GIVEN TASK ::
Line by line, repeat the data below exactly, beginning at the first line and ending at the line with "import React from 'react';". Omit pictures.

--- START OF SOURCE EXCERPT ---

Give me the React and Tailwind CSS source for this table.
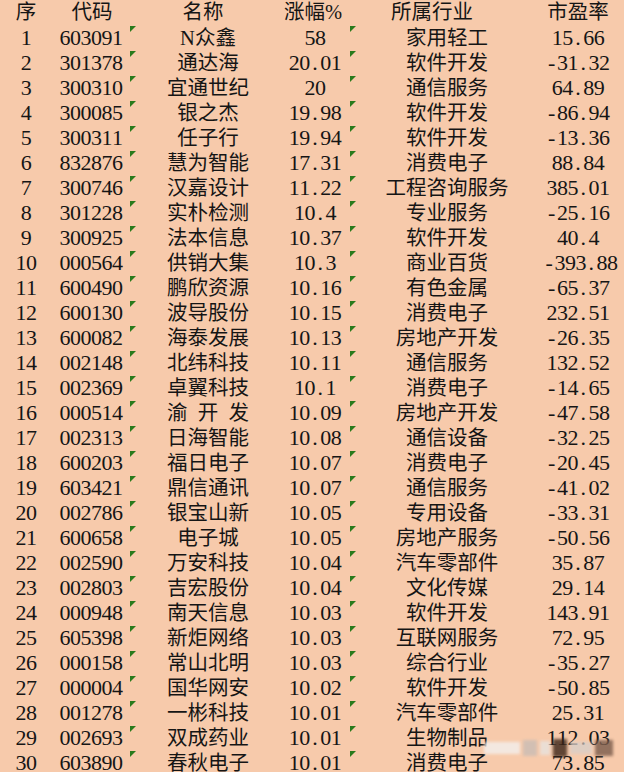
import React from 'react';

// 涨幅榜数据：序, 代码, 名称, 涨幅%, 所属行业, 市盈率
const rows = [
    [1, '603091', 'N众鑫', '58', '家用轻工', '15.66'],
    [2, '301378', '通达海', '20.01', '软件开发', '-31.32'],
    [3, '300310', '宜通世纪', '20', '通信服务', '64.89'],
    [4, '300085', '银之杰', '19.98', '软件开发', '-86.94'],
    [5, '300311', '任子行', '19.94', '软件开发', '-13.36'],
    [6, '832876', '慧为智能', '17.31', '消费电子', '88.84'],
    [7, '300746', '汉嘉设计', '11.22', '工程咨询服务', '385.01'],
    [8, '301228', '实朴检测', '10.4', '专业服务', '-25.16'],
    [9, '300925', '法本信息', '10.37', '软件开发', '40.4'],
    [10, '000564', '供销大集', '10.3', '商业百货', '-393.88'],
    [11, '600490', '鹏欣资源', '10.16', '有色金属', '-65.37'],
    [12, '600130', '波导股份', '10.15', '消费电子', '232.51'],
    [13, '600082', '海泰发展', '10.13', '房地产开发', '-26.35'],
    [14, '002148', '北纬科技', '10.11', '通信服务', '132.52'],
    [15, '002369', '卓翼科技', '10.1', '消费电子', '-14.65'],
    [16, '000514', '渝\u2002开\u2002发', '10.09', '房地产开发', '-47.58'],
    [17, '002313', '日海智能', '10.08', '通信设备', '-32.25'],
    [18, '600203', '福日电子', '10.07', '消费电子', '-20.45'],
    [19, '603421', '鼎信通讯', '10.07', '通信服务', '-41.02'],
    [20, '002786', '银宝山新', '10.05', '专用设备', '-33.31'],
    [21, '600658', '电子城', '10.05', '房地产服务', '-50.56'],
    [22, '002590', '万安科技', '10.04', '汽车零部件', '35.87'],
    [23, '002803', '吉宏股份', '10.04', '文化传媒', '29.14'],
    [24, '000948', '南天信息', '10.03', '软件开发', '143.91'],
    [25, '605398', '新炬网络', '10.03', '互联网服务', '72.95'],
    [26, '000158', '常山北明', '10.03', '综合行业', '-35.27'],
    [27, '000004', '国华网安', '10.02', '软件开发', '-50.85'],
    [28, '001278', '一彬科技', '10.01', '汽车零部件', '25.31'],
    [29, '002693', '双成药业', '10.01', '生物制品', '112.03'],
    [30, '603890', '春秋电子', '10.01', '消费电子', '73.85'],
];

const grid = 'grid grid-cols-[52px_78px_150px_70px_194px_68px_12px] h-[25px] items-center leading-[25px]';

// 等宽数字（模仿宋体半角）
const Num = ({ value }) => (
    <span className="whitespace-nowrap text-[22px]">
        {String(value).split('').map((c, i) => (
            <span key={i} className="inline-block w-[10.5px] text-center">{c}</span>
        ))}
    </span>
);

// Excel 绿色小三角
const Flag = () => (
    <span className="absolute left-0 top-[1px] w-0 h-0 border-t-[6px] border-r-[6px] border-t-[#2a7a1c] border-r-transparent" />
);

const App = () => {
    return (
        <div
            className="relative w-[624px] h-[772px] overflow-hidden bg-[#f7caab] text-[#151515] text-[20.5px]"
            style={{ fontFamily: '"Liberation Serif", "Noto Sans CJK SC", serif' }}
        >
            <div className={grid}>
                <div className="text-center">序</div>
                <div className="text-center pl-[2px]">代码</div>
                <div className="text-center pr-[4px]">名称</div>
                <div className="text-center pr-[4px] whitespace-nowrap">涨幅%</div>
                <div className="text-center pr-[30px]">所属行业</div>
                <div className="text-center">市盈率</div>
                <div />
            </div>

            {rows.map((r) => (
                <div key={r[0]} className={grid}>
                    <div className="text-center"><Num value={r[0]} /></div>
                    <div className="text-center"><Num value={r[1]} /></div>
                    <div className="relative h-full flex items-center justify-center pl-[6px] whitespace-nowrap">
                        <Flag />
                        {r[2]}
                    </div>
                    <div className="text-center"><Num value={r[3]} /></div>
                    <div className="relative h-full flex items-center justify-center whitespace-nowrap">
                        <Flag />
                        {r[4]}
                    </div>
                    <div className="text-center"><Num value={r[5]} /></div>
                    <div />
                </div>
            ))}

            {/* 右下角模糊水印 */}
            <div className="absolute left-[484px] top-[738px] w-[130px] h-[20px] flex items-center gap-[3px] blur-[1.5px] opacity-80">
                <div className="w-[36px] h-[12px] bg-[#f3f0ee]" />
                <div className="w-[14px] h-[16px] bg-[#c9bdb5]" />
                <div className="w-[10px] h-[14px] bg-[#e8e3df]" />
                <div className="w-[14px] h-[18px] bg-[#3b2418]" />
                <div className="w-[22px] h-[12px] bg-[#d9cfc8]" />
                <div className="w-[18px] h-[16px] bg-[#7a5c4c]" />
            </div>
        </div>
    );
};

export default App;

--- END OF SOURCE EXCERPT ---

THE SOLUTION ::
Give me the React and Tailwind CSS source for this table.
import React from 'react';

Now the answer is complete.